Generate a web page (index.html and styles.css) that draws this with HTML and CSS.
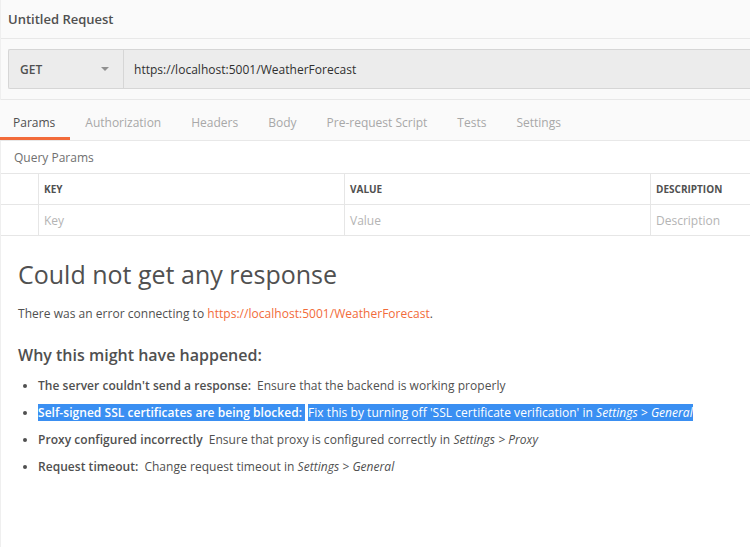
FILE: index.html
```html
<!DOCTYPE html>
<html lang="en">
<head>
    <meta charset="UTF-8">
    <title>Untitled Request</title>
    <link rel="stylesheet" href="styles.css">
</head>
<body>
    <div class="page">
        <div class="title-bar">Untitled Request</div>

        <div class="url-area">
            <div class="url-bar">
                <div class="method">
                    <span>GET</span>
                    <span class="caret"></span>
                </div>
                <div class="url">https://localhost:5001/WeatherForecast</div>
            </div>
        </div>

        <div class="tabs">
            <div class="tab active">Params</div>
            <div class="tab">Authorization</div>
            <div class="tab">Headers</div>
            <div class="tab">Body</div>
            <div class="tab">Pre-request Script</div>
            <div class="tab">Tests</div>
            <div class="tab">Settings</div>
        </div>

        <div class="section-label">Query Params</div>

        <div class="params-table">
            <div class="cell"></div>
            <div class="cell head">Key</div>
            <div class="cell head">Value</div>
            <div class="cell head">Description</div>
            <div class="cell"></div>
            <div class="cell placeholder">Key</div>
            <div class="cell placeholder">Value</div>
            <div class="cell placeholder">Description</div>
        </div>

        <div class="error">
            <h1>Could not get any response</h1>
            <p>There was an error connecting to <a href="#">https://localhost:5001/WeatherForecast</a>.</p>
            <h2>Why this might have happened:</h2>
            <ul>
                <li><strong>The server couldn't send a response:</strong>Ensure that the backend is working properly</li>
                <li><strong class="selected">Self-signed SSL certificates are being blocked:</strong><span class="selected">Fix this by turning off 'SSL certificate verification' in <em>Settings &gt; General</em></span></li>
                <li><strong>Proxy configured incorrectly</strong>Ensure that proxy is configured correctly in <em>Settings &gt; Proxy</em></li>
                <li><strong>Request timeout:</strong>Change request timeout in <em>Settings &gt; General</em></li>
            </ul>
        </div>
    </div>
</body>
</html>
```

FILE: styles.css
```css
body { margin: 0; font-family: "Open Sans", "Liberation Sans", sans-serif; color: #505050; background: #fff; width: 750px; height: 547px; overflow: hidden; }
.page { border-left: 1px solid #efefef; height: 547px; box-sizing: border-box; }

.title-bar { height: 38px; background: #fafafa; border-bottom: 1px solid #e8e8e8; display: flex; align-items: center; padding-left: 7px; font-size: 13px; font-weight: 600; }

.url-area { background: #fafafa; padding: 10px 0 10px 7px; border-bottom: 1px solid #e8e8e8; }
.url-bar { display: flex; height: 38px; background: #ececec; border: 1px solid #d6d6d6; border-right: none; border-radius: 2px 0 0 2px; }
.method { width: 115px; box-sizing: border-box; border-right: 1px solid #d6d6d6; display: flex; align-items: center; justify-content: space-between; padding: 0 14px 0 11px; font-size: 12px; font-weight: 600; color: #505050; }
.caret { width: 0; height: 0; border-left: 4px solid transparent; border-right: 4px solid transparent; border-top: 4px solid #909090; }
.url { display: flex; align-items: center; padding-left: 10px; font-size: 12px; color: #303030; letter-spacing: 0.02px; }

.tabs { display: flex; height: 40px; background: #fafafa; border-bottom: 1px solid #e8e8e8; margin-left: -1px; }
.tab { display: flex; align-items: center; padding: 5px 15px 0; font-size: 12px; color: #a8a8a8; box-sizing: border-box; }
.tab:first-child { padding-left: 13px; }
.tab.active { color: #505050; box-shadow: inset 0 -3px 0 #f26b3a; }

.section-label { height: 32px; display: flex; align-items: center; padding-left: 13px; font-size: 12px; color: #707070; }

.params-table { display: grid; grid-template-columns: 37px 306px 306px 1fr; border-top: 1px solid #e6e6e6; }
.cell { height: 30px; display: flex; align-items: center; padding-left: 5px; border-bottom: 1px solid #e6e6e6; font-size: 12px; white-space: nowrap; overflow: hidden; }
.cell + .cell { border-left: 1px solid #e6e6e6; }
.cell:nth-child(5) { border-left: none; }
.head { font-size: 10px; font-weight: 700; text-transform: uppercase; color: #505050; }
.placeholder { color: #b4b4b4; }

.error { padding: 0 17px; }
.error h1 { margin: 22px 0 0; font-size: 25px; font-weight: 400; line-height: 32px; }
.error p { margin: 15px 0 0; font-size: 12px; line-height: 18px; letter-spacing: 0.03px; }
.error a { color: #f26b3a; text-decoration: none; }
.error h2 { margin: 21px 0 0; font-size: 16px; font-weight: 600; line-height: 22px; }
.error ul { margin: 11px 0 0; padding-left: 20px; }
.error li { font-size: 12px; line-height: 18px; margin-bottom: 9px; letter-spacing: 0.04px; }
.error strong { font-weight: 600; margin-right: 6px; }
.error .selected { background: #3a8ff2; color: #fff; }
.error strong.selected { margin-right: 3px; padding-right: 3px; }
```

————

### Short task:
Using the data above, print every line exactly, omitting pictures.

### Exercise response:
Generate a web page (index.html and styles.css) that draws this with HTML and CSS.
FILE: index.html
```html
<!DOCTYPE html>
<html lang="en">
<head>
    <meta charset="UTF-8">
    <title>Untitled Request</title>
    <link rel="stylesheet" href="styles.css">
</head>
<body>
    <div class="page">
        <div class="title-bar">Untitled Request</div>

        <div class="url-area">
            <div class="url-bar">
                <div class="method">
                    <span>GET</span>
                    <span class="caret"></span>
                </div>
                <div class="url">https://localhost:5001/WeatherForecast</div>
            </div>
        </div>

        <div class="tabs">
            <div class="tab active">Params</div>
            <div class="tab">Authorization</div>
            <div class="tab">Headers</div>
            <div class="tab">Body</div>
            <div class="tab">Pre-request Script</div>
            <div class="tab">Tests</div>
            <div class="tab">Settings</div>
        </div>

        <div class="section-label">Query Params</div>

        <div class="params-table">
            <div class="cell"></div>
            <div class="cell head">Key</div>
            <div class="cell head">Value</div>
            <div class="cell head">Description</div>
            <div class="cell"></div>
            <div class="cell placeholder">Key</div>
            <div class="cell placeholder">Value</div>
            <div class="cell placeholder">Description</div>
        </div>

        <div class="error">
            <h1>Could not get any response</h1>
            <p>There was an error connecting to <a href="#">https://localhost:5001/WeatherForecast</a>.</p>
            <h2>Why this might have happened:</h2>
            <ul>
                <li><strong>The server couldn't send a response:</strong>Ensure that the backend is working properly</li>
                <li><strong class="selected">Self-signed SSL certificates are being blocked:</strong><span class="selected">Fix this by turning off 'SSL certificate verification' in <em>Settings &gt; General</em></span></li>
                <li><strong>Proxy configured incorrectly</strong>Ensure that proxy is configured correctly in <em>Settings &gt; Proxy</em></li>
                <li><strong>Request timeout:</strong>Change request timeout in <em>Settings &gt; General</em></li>
            </ul>
        </div>
    </div>
</body>
</html>
```

FILE: styles.css
```css
body { margin: 0; font-family: "Open Sans", "Liberation Sans", sans-serif; color: #505050; background: #fff; width: 750px; height: 547px; overflow: hidden; }
.page { border-left: 1px solid #efefef; height: 547px; box-sizing: border-box; }

.title-bar { height: 38px; background: #fafafa; border-bottom: 1px solid #e8e8e8; display: flex; align-items: center; padding-left: 7px; font-size: 13px; font-weight: 600; }

.url-area { background: #fafafa; padding: 10px 0 10px 7px; border-bottom: 1px solid #e8e8e8; }
.url-bar { display: flex; height: 38px; background: #ececec; border: 1px solid #d6d6d6; border-right: none; border-radius: 2px 0 0 2px; }
.method { width: 115px; box-sizing: border-box; border-right: 1px solid #d6d6d6; display: flex; align-items: center; justify-content: space-between; padding: 0 14px 0 11px; font-size: 12px; font-weight: 600; color: #505050; }
.caret { width: 0; height: 0; border-left: 4px solid transparent; border-right: 4px solid transparent; border-top: 4px solid #909090; }
.url { display: flex; align-items: center; padding-left: 10px; font-size: 12px; color: #303030; letter-spacing: 0.02px; }

.tabs { display: flex; height: 40px; background: #fafafa; border-bottom: 1px solid #e8e8e8; margin-left: -1px; }
.tab { display: flex; align-items: center; padding: 5px 15px 0; font-size: 12px; color: #a8a8a8; box-sizing: border-box; }
.tab:first-child { padding-left: 13px; }
.tab.active { color: #505050; box-shadow: inset 0 -3px 0 #f26b3a; }

.section-label { height: 32px; display: flex; align-items: center; padding-left: 13px; font-size: 12px; color: #707070; }

.params-table { display: grid; grid-template-columns: 37px 306px 306px 1fr; border-top: 1px solid #e6e6e6; }
.cell { height: 30px; display: flex; align-items: center; padding-left: 5px; border-bottom: 1px solid #e6e6e6; font-size: 12px; white-space: nowrap; overflow: hidden; }
.cell + .cell { border-left: 1px solid #e6e6e6; }
.cell:nth-child(5) { border-left: none; }
.head { font-size: 10px; font-weight: 700; text-transform: uppercase; color: #505050; }
.placeholder { color: #b4b4b4; }

.error { padding: 0 17px; }
.error h1 { margin: 22px 0 0; font-size: 25px; font-weight: 400; line-height: 32px; }
.error p { margin: 15px 0 0; font-size: 12px; line-height: 18px; letter-spacing: 0.03px; }
.error a { color: #f26b3a; text-decoration: none; }
.error h2 { margin: 21px 0 0; font-size: 16px; font-weight: 600; line-height: 22px; }
.error ul { margin: 11px 0 0; padding-left: 20px; }
.error li { font-size: 12px; line-height: 18px; margin-bottom: 9px; letter-spacing: 0.04px; }
.error strong { font-weight: 600; margin-right: 6px; }
.error .selected { background: #3a8ff2; color: #fff; }
.error strong.selected { margin-right: 3px; padding-right: 3px; }
```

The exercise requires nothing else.